EXERCISE DIRECTIONS: Leaving out every picture, quote the data below exactly as it appears.

──────── INFORMATION PROVIDED ────────

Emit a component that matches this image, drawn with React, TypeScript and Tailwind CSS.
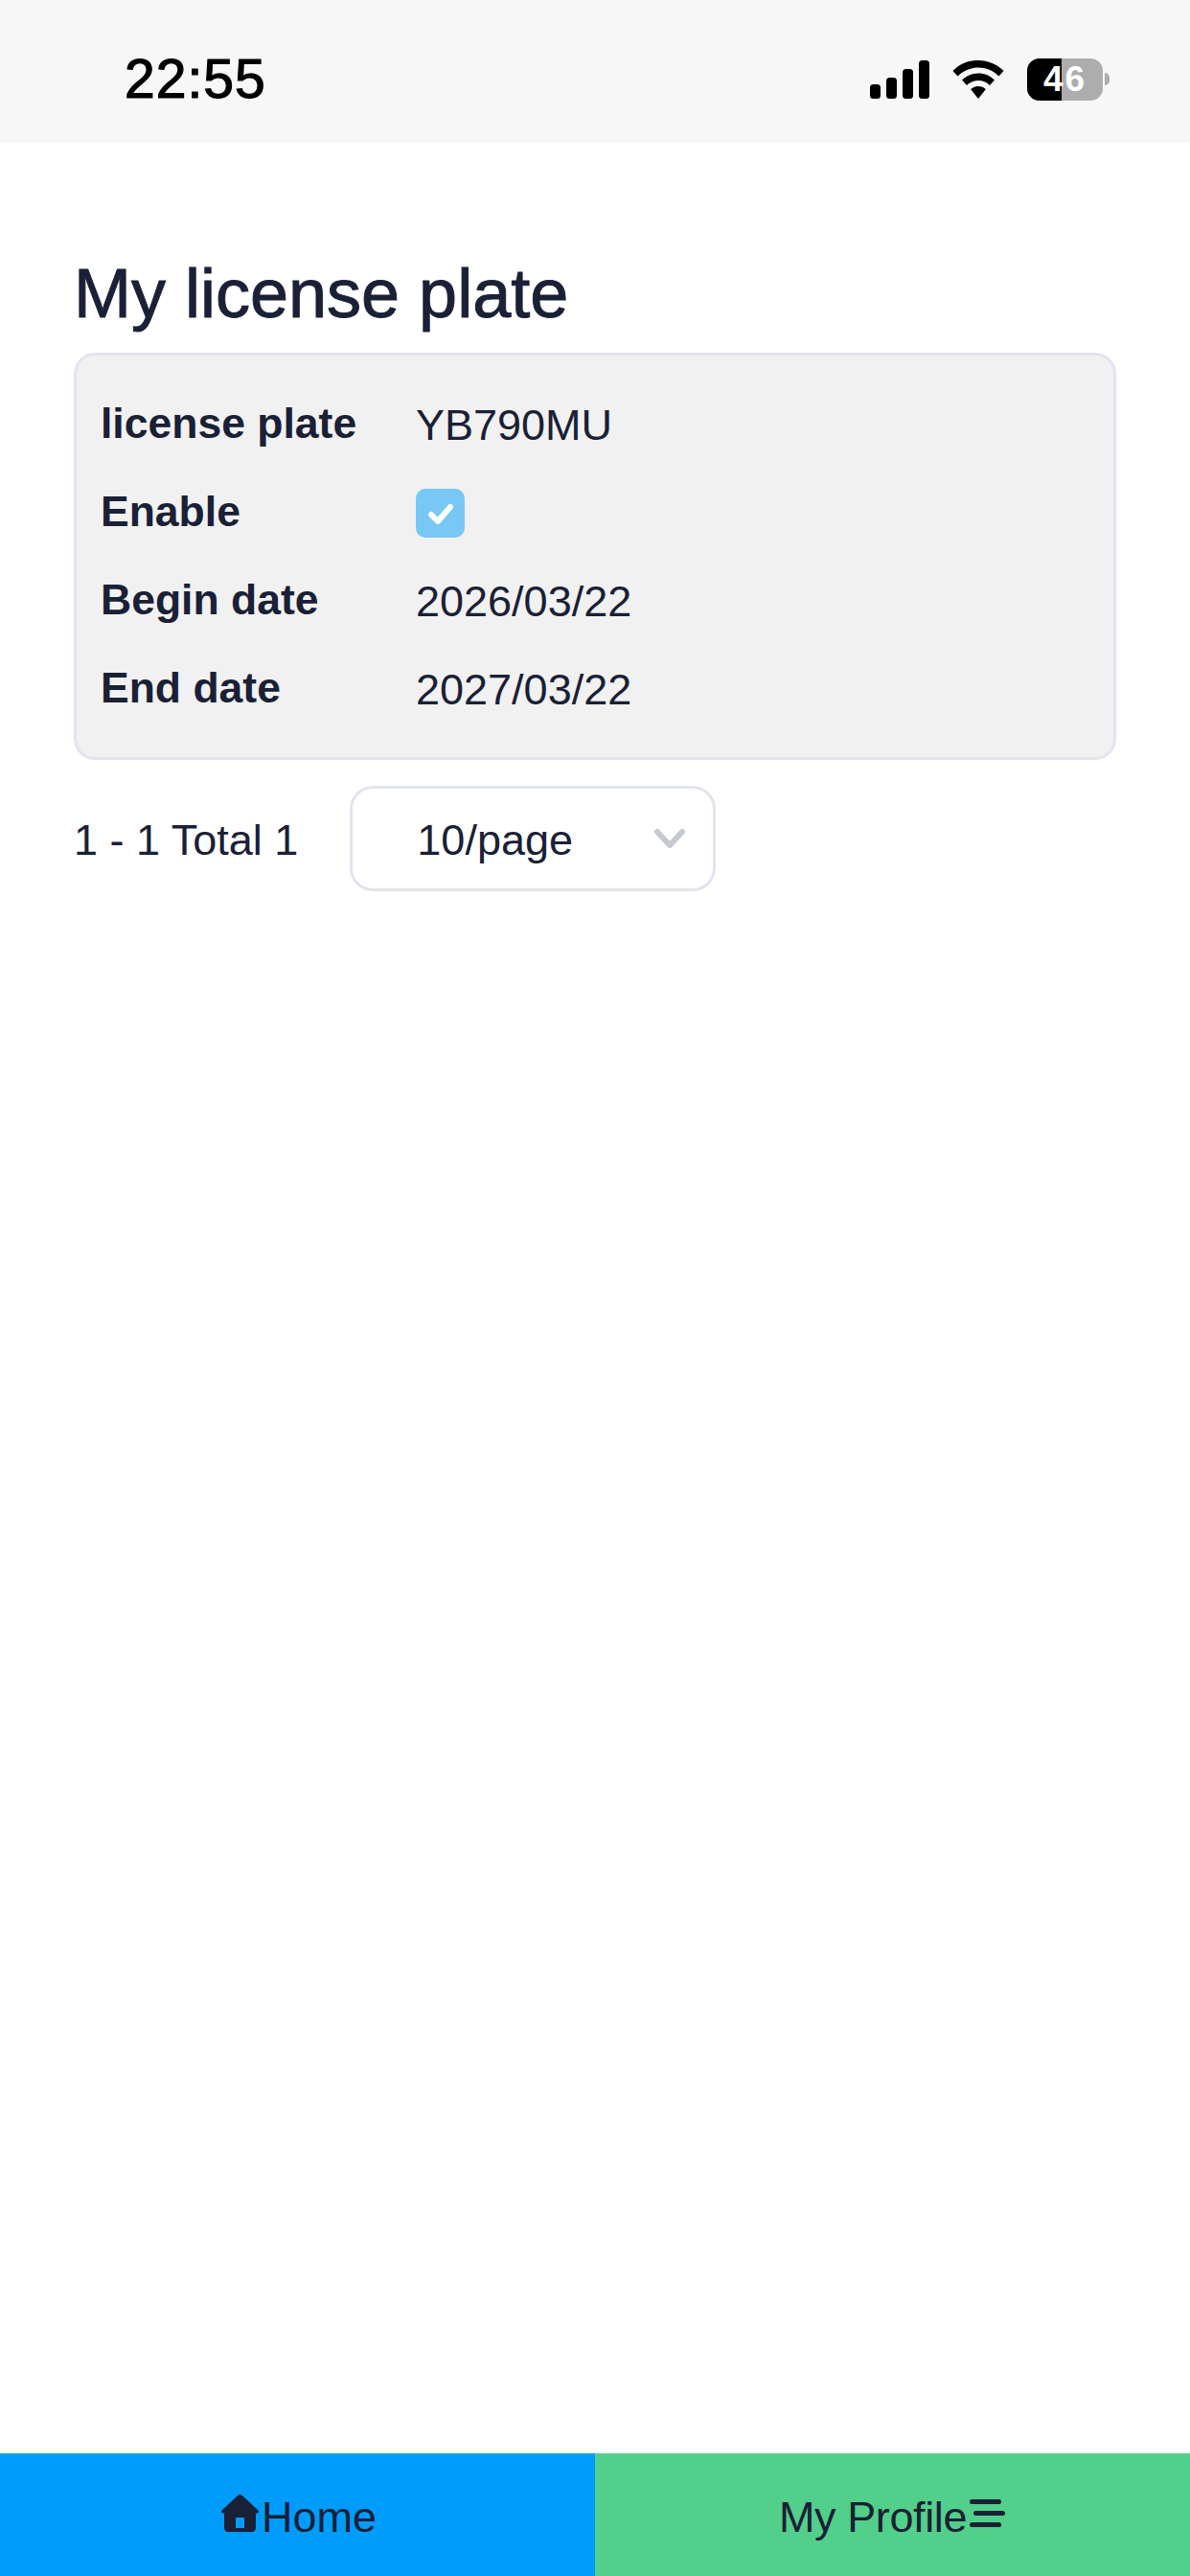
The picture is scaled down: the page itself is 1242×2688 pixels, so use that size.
export default function App() {
  const rows = [
    { label: 'license plate', value: 'YB790MU' },
    { label: 'Enable', value: null },
    { label: 'Begin date', value: '2026/03/22' },
    { label: 'End date', value: '2027/03/22' },
  ];

  return (
    <div className="flex h-[2688px] w-[1242px] flex-col overflow-hidden bg-white font-['Liberation_Sans',Arial,sans-serif] text-[#1a2035]">
      <div className="flex h-[149px] shrink-0 items-center justify-between bg-[#f7f7f7] pl-[130px] pr-[84px] pt-[16px]">
        <span className="text-[57px] leading-none tracking-[1px] text-black [-webkit-text-stroke:1.2px_#000]">22:55</span>
        <div className="flex items-center gap-[24px]">
          <svg width="62" height="40" viewBox="0 0 62 40" fill="#000">
            <rect x="0" y="25" width="11" height="15" rx="3.5" />
            <rect x="17" y="18" width="11" height="22" rx="3.5" />
            <rect x="34" y="9" width="11" height="31" rx="3.5" />
            <rect x="51" y="0" width="11" height="40" rx="3.5" />
          </svg>
          <svg width="54" height="40" viewBox="0 0 54 40" fill="#000">
            <path d="M27 0C16.5 0 7.500 4 0.500 11l5 5.500C11.500 10.500 19 7.500 27 7.500s15.500 3 21.500 9l5-5.500C46.500 4 37.500 0 27 0z" />
            <path d="M27 13.500c-6.500 0-12.500 2.500-17 7l5 5.500c3.200-3.200 7.500-5 12-5s8.800 1.800 12 5l5-5.500c-4.500-4.500-10.500-7-17-7z" />
            <path d="M27 27c-3 0-5.800 1.200-7.800 3.200L27 40l7.800-9.800C32.800 28.200 30 27 27 27z" />
          </svg>
          <div className="flex items-center gap-[2px]">
            <div className="relative flex h-[44px] w-[79px] overflow-hidden rounded-[13px] bg-[#adadad]">
              <div className="h-full w-[36px] bg-black" />
              <span className="absolute inset-0 flex items-center justify-center text-[37px] font-bold leading-none tracking-[2px] text-white">46</span>
            </div>
            <div className="h-[13px] w-[5px] rounded-r-full bg-[#adadad]" />
          </div>
        </div>
      </div>

      <main className="flex flex-col px-[77px] pt-[119px]">
        <h1 className="text-[72px] font-normal leading-[76px] [-webkit-text-stroke:1px_#1a2035]">My license plate</h1>
        <div className="mt-[24px] flex flex-col gap-[32px] rounded-[22px] border-[3px] border-[#e2e4ef] bg-[#f1f1f1] pb-[42px] pl-[25px] pr-[26px] pt-[41px]">
          {rows.map(row => (
            <div key={row.label} className="flex h-[60px] items-center">
              <span className="w-[329px] shrink-0 text-[44.5px] font-bold leading-none">{row.label}</span>
              {row.value ? (
                <span className="pt-[3px] text-[45px] leading-none">{row.value}</span>
              ) : (
                <span className="mt-[3px] flex h-[51px] w-[51px] items-center justify-center rounded-[10px] bg-[#78c7f5]">
                  <svg width="28" height="24" viewBox="0 0 28 24" fill="none" stroke="#fff" strokeWidth="6" strokeLinecap="round" strokeLinejoin="round">
                    <path d="M4 13l7 7L24 5" />
                  </svg>
                </span>
              )}
            </div>
          ))}
        </div>
        <div className="mt-[27px] flex items-center gap-[54px]">
          <span className="pt-[3px] text-[45px] leading-none">1 - 1 Total 1</span>
          <div className="flex h-[110px] w-[382px] items-center justify-between rounded-[24px] border-[3px] border-[#e2e4ef] pl-[67px] pr-[28px]">
            <span className="pt-[3px] text-[45px] leading-none">10/page</span>
            <svg width="34" height="22" viewBox="0 0 34 22" fill="none" stroke="#c6c9d2" strokeWidth="6" strokeLinecap="round" strokeLinejoin="round">
              <path d="M4 4l13 14L30 4" />
            </svg>
          </div>
        </div>
      </main>

      <nav className="mt-auto flex h-[128px] shrink-0 text-[45px]">
        <div className="flex w-1/2 items-center justify-center gap-[3px] bg-[#009cfb] pl-[3px] pt-[5px]">
          <svg className="mb-[8px]" width="39" height="39" viewBox="0 0 39 39" fill="#1a2035">
            <path d="M19.500 0c-.9 0-1.700.4-2.300 1L.6 16.500C-.6 17.700.2 19.500 1.800 19.500H3V35c0 2.200 1.800 4 4 4h25c2.200 0 4-1.800 4-4V19.500h1.200c1.600 0 2.400-1.800 1.200-3L21.800 1c-.6-.6-1.400-1-2.300-1zM16 24h7c.6 0 1 .4 1 1v10H15V25c0-.6.4-1 1-1z" fillRule="evenodd" />
          </svg>
          <span className="leading-none">Home</span>
        </div>
        <div className="flex w-1/2 items-center justify-center gap-[2px] bg-[#52cf8a] pr-[1px] pt-[5px]">
          <span className="leading-none tracking-[-0.4px]">My Profile</span>
          <svg className="mb-[8px]" width="38" height="29" viewBox="0 0 38 29" fill="#1a2035">
            <rect x="1" y="0" width="33" height="5" rx="2.5" />
            <rect x="5" y="12" width="33" height="5" rx="2.5" />
            <rect x="1" y="24" width="33" height="5" rx="2.5" />
          </svg>
        </div>
      </nav>
    </div>
  );
}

────────

COMPLETED EXERCISE:
Emit a component that matches this image, drawn with React, TypeScript and Tailwind CSS.
The picture is scaled down: the page itself is 1242×2688 pixels, so use that size.
export default function App() {
  const rows = [
    { label: 'license plate', value: 'YB790MU' },
    { label: 'Enable', value: null },
    { label: 'Begin date', value: '2026/03/22' },
    { label: 'End date', value: '2027/03/22' },
  ];

  return (
    <div className="flex h-[2688px] w-[1242px] flex-col overflow-hidden bg-white font-['Liberation_Sans',Arial,sans-serif] text-[#1a2035]">
      <div className="flex h-[149px] shrink-0 items-center justify-between bg-[#f7f7f7] pl-[130px] pr-[84px] pt-[16px]">
        <span className="text-[57px] leading-none tracking-[1px] text-black [-webkit-text-stroke:1.2px_#000]">22:55</span>
        <div className="flex items-center gap-[24px]">
          <svg width="62" height="40" viewBox="0 0 62 40" fill="#000">
            <rect x="0" y="25" width="11" height="15" rx="3.5" />
            <rect x="17" y="18" width="11" height="22" rx="3.5" />
            <rect x="34" y="9" width="11" height="31" rx="3.5" />
            <rect x="51" y="0" width="11" height="40" rx="3.5" />
          </svg>
          <svg width="54" height="40" viewBox="0 0 54 40" fill="#000">
            <path d="M27 0C16.5 0 7.500 4 0.500 11l5 5.500C11.500 10.500 19 7.500 27 7.500s15.500 3 21.500 9l5-5.500C46.500 4 37.500 0 27 0z" />
            <path d="M27 13.500c-6.500 0-12.500 2.500-17 7l5 5.500c3.200-3.200 7.500-5 12-5s8.800 1.800 12 5l5-5.500c-4.500-4.500-10.500-7-17-7z" />
            <path d="M27 27c-3 0-5.800 1.200-7.800 3.200L27 40l7.800-9.800C32.800 28.200 30 27 27 27z" />
          </svg>
          <div className="flex items-center gap-[2px]">
            <div className="relative flex h-[44px] w-[79px] overflow-hidden rounded-[13px] bg-[#adadad]">
              <div className="h-full w-[36px] bg-black" />
              <span className="absolute inset-0 flex items-center justify-center text-[37px] font-bold leading-none tracking-[2px] text-white">46</span>
            </div>
            <div className="h-[13px] w-[5px] rounded-r-full bg-[#adadad]" />
          </div>
        </div>
      </div>

      <main className="flex flex-col px-[77px] pt-[119px]">
        <h1 className="text-[72px] font-normal leading-[76px] [-webkit-text-stroke:1px_#1a2035]">My license plate</h1>
        <div className="mt-[24px] flex flex-col gap-[32px] rounded-[22px] border-[3px] border-[#e2e4ef] bg-[#f1f1f1] pb-[42px] pl-[25px] pr-[26px] pt-[41px]">
          {rows.map(row => (
            <div key={row.label} className="flex h-[60px] items-center">
              <span className="w-[329px] shrink-0 text-[44.5px] font-bold leading-none">{row.label}</span>
              {row.value ? (
                <span className="pt-[3px] text-[45px] leading-none">{row.value}</span>
              ) : (
                <span className="mt-[3px] flex h-[51px] w-[51px] items-center justify-center rounded-[10px] bg-[#78c7f5]">
                  <svg width="28" height="24" viewBox="0 0 28 24" fill="none" stroke="#fff" strokeWidth="6" strokeLinecap="round" strokeLinejoin="round">
                    <path d="M4 13l7 7L24 5" />
                  </svg>
                </span>
              )}
            </div>
          ))}
        </div>
        <div className="mt-[27px] flex items-center gap-[54px]">
          <span className="pt-[3px] text-[45px] leading-none">1 - 1 Total 1</span>
          <div className="flex h-[110px] w-[382px] items-center justify-between rounded-[24px] border-[3px] border-[#e2e4ef] pl-[67px] pr-[28px]">
            <span className="pt-[3px] text-[45px] leading-none">10/page</span>
            <svg width="34" height="22" viewBox="0 0 34 22" fill="none" stroke="#c6c9d2" strokeWidth="6" strokeLinecap="round" strokeLinejoin="round">
              <path d="M4 4l13 14L30 4" />
            </svg>
          </div>
        </div>
      </main>

      <nav className="mt-auto flex h-[128px] shrink-0 text-[45px]">
        <div className="flex w-1/2 items-center justify-center gap-[3px] bg-[#009cfb] pl-[3px] pt-[5px]">
          <svg className="mb-[8px]" width="39" height="39" viewBox="0 0 39 39" fill="#1a2035">
            <path d="M19.500 0c-.9 0-1.700.4-2.300 1L.6 16.500C-.6 17.700.2 19.500 1.800 19.500H3V35c0 2.200 1.800 4 4 4h25c2.200 0 4-1.800 4-4V19.500h1.200c1.600 0 2.400-1.800 1.200-3L21.800 1c-.6-.6-1.400-1-2.300-1zM16 24h7c.6 0 1 .4 1 1v10H15V25c0-.6.4-1 1-1z" fillRule="evenodd" />
          </svg>
          <span className="leading-none">Home</span>
        </div>
        <div className="flex w-1/2 items-center justify-center gap-[2px] bg-[#52cf8a] pr-[1px] pt-[5px]">
          <span className="leading-none tracking-[-0.4px]">My Profile</span>
          <svg className="mb-[8px]" width="38" height="29" viewBox="0 0 38 29" fill="#1a2035">
            <rect x="1" y="0" width="33" height="5" rx="2.5" />
            <rect x="5" y="12" width="33" height="5" rx="2.5" />
            <rect x="1" y="24" width="33" height="5" rx="2.5" />
          </svg>
        </div>
      </nav>
    </div>
  );
}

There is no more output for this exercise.